-------- COLLECTED DATA --------
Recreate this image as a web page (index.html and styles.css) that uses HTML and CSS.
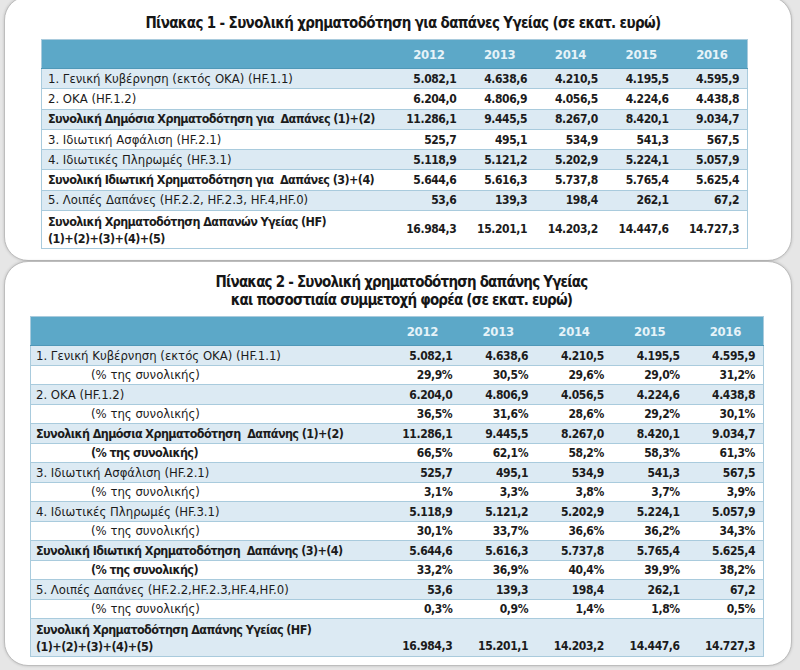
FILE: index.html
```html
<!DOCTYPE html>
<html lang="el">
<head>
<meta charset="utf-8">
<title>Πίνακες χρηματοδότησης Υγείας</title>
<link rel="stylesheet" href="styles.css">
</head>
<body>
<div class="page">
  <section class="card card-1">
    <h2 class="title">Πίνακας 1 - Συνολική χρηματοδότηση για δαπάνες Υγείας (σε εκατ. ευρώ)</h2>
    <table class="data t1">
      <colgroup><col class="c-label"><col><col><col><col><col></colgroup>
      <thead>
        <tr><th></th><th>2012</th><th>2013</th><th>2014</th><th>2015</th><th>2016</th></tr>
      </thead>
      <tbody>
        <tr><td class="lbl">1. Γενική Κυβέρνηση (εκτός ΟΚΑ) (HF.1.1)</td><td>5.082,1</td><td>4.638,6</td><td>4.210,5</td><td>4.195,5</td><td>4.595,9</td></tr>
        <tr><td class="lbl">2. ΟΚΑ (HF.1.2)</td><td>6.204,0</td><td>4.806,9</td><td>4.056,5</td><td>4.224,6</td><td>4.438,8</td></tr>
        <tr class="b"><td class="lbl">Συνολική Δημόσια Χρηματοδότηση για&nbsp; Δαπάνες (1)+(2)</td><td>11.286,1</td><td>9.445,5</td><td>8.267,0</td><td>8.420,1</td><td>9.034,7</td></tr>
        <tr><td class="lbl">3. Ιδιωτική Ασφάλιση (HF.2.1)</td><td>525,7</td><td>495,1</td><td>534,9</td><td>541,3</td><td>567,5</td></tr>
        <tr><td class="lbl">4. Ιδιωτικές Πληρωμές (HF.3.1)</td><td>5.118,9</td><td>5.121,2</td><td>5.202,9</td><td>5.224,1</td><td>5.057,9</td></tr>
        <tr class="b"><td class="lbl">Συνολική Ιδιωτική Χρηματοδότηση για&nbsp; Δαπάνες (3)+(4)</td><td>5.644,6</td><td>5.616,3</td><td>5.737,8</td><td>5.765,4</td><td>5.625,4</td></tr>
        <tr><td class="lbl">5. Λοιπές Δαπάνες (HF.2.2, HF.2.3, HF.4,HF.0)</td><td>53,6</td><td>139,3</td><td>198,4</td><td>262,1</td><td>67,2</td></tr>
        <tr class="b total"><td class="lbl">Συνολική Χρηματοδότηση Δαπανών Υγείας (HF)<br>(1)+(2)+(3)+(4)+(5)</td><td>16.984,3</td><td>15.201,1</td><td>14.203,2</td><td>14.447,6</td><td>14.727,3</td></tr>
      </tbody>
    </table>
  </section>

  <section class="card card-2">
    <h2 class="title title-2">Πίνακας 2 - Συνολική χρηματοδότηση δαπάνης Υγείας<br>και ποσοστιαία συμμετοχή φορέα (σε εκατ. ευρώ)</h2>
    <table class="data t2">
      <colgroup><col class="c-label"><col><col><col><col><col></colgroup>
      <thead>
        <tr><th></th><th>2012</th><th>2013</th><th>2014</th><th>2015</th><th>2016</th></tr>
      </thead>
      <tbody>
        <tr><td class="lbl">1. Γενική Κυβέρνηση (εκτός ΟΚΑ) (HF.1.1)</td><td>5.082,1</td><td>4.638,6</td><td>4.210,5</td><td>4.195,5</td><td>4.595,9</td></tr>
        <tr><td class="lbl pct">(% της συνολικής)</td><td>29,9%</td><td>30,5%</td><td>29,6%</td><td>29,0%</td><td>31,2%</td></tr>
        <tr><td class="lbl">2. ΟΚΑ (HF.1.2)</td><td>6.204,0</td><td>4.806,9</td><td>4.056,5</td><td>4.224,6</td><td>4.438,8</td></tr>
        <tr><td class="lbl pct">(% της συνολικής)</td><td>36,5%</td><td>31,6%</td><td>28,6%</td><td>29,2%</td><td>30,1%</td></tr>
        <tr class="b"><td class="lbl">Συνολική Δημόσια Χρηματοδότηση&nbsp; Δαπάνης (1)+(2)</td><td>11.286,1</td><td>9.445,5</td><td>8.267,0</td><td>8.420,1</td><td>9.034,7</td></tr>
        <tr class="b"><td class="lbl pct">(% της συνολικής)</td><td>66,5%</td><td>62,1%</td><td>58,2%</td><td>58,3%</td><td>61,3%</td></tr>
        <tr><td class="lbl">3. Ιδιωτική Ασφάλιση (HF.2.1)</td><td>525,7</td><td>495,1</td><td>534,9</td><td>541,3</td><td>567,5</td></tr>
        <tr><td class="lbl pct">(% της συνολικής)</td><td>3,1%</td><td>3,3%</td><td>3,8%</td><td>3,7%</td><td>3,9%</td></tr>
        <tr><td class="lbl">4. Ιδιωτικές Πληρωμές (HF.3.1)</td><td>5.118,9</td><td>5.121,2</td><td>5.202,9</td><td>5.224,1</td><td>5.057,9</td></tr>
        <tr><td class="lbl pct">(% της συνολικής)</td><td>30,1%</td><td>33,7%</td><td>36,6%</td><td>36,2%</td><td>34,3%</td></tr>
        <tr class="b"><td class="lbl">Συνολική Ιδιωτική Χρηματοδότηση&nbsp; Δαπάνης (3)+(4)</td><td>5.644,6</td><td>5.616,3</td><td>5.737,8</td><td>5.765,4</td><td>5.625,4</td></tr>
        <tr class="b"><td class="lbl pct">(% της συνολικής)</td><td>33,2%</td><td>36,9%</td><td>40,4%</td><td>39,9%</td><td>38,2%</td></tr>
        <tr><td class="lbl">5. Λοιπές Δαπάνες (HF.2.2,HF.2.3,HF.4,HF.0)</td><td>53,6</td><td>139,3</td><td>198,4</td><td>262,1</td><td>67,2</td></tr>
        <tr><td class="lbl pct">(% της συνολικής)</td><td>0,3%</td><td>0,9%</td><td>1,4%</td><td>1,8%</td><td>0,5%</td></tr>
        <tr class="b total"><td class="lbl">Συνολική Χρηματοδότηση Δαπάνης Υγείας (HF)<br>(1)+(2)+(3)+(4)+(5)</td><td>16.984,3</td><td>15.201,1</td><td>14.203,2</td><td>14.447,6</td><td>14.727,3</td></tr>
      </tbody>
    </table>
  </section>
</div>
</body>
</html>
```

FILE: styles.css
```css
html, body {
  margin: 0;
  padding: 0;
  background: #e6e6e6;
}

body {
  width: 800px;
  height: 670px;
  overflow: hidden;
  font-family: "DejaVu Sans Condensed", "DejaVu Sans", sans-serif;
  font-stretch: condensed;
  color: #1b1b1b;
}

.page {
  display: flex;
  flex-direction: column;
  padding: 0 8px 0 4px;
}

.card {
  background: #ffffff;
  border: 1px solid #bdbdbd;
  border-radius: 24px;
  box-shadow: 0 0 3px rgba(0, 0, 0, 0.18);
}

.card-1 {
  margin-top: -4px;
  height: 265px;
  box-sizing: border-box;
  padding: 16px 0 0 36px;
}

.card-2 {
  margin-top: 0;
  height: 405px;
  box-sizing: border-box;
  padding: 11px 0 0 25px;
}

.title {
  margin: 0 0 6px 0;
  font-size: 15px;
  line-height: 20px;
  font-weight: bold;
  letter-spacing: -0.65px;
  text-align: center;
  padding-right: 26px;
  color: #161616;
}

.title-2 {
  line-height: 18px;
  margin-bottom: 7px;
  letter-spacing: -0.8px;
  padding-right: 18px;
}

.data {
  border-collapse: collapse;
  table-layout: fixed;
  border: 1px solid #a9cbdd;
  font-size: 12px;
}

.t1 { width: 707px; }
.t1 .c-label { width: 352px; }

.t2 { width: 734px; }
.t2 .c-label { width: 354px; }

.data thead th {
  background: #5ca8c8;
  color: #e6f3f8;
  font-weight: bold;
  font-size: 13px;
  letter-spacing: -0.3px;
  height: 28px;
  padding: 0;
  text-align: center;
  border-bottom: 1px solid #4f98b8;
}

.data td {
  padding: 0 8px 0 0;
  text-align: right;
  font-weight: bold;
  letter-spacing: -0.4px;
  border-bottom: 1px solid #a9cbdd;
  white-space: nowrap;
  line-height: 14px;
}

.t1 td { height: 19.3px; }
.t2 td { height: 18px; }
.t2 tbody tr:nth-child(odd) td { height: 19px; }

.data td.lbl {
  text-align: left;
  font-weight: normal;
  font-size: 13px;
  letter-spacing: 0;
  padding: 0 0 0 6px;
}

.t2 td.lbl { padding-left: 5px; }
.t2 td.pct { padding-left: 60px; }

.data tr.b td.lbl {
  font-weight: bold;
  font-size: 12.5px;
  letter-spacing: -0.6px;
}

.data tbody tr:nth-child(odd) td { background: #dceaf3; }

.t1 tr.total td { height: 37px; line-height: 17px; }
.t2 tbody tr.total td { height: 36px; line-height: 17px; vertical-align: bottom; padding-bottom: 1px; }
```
--------
AIM OF THE EXERCISE —
Lines containing the word "page" must all be returned from the material above.

WRITTEN RESPONSE —
Recreate this image as a web page (index.html and styles.css) that uses HTML and CSS.
<div class="page">
.page {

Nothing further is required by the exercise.